Monday, July 2, 2018

July 2, 2018 - An Agreement

This little chipmunk will never know about the world in which mankind lives.  For him, the entire world is a small section of the woods where he lives and gathers food and sleeps.  He will live in this wooded area and he will die in this wooded area, and he will never know that anything else ever existed.

Part of the Promise.

He will never know about money or employment.  He will work to gather his food—yes, but he will never know about “employment” as we know it.  He is employed by the life force to simply be, and he spends his time in practicality maintaining that life.  He will never know about wars or propaganda.  He will suffer no tension or worry or anxiety.  He knows nothing about impressing others or about one’s station in life.  He will never get an education beyond what his mother taught him and what he was born with naturally.  For him, the world is a set of trees and greenery and birds and food.

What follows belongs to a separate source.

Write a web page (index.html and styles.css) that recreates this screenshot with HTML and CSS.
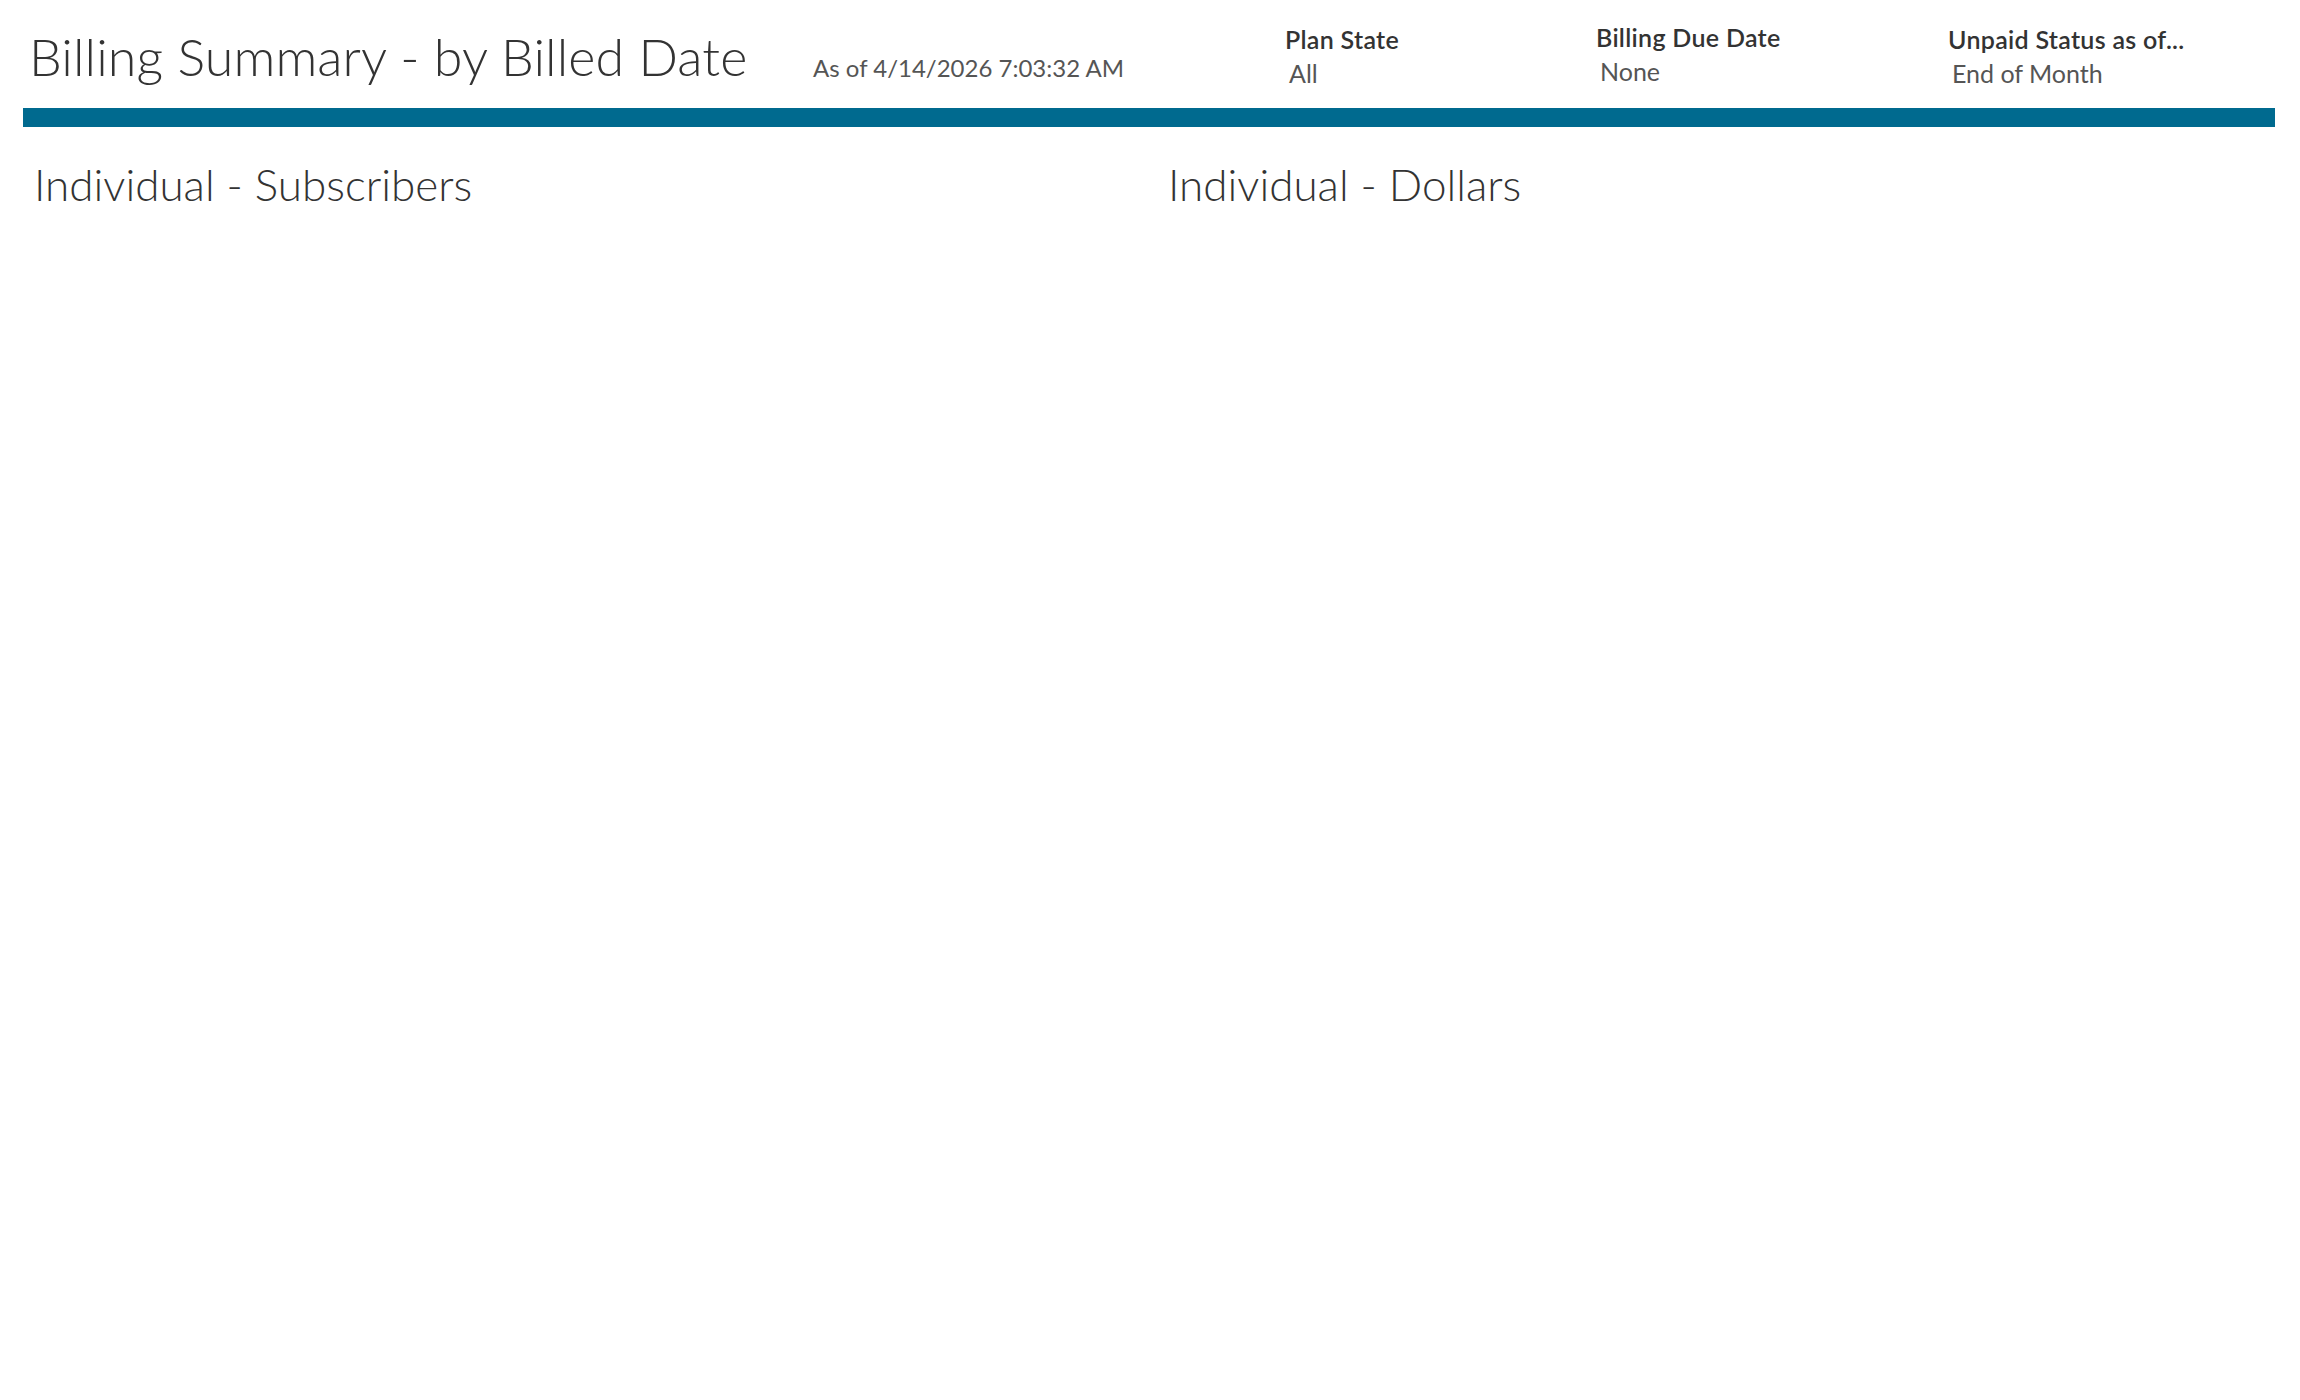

When about three summers and winters have passed, he will die.  There will be no funeral and no mourning, no grave to mark his prior existence.  There will be nothing but the woods and more chipmunks and birds and trees and food.  If he could speak for a moment, he might say that a short life lived in tune with nature at the expense of no one else, and with abundance and peace and quiet intention, was worth every moment and preferable to anything else.

If he could speak for a moment, he might say that, but it is doubtful he would waste his words on what he has already clearly displayed from birth to death.  It is a tradeoff that animals have made, an agreement forged in antiquity, from which they have never deviated.  Keeping the ancient pact without regret or remorse or fear in a tiny section of the woods in Maine.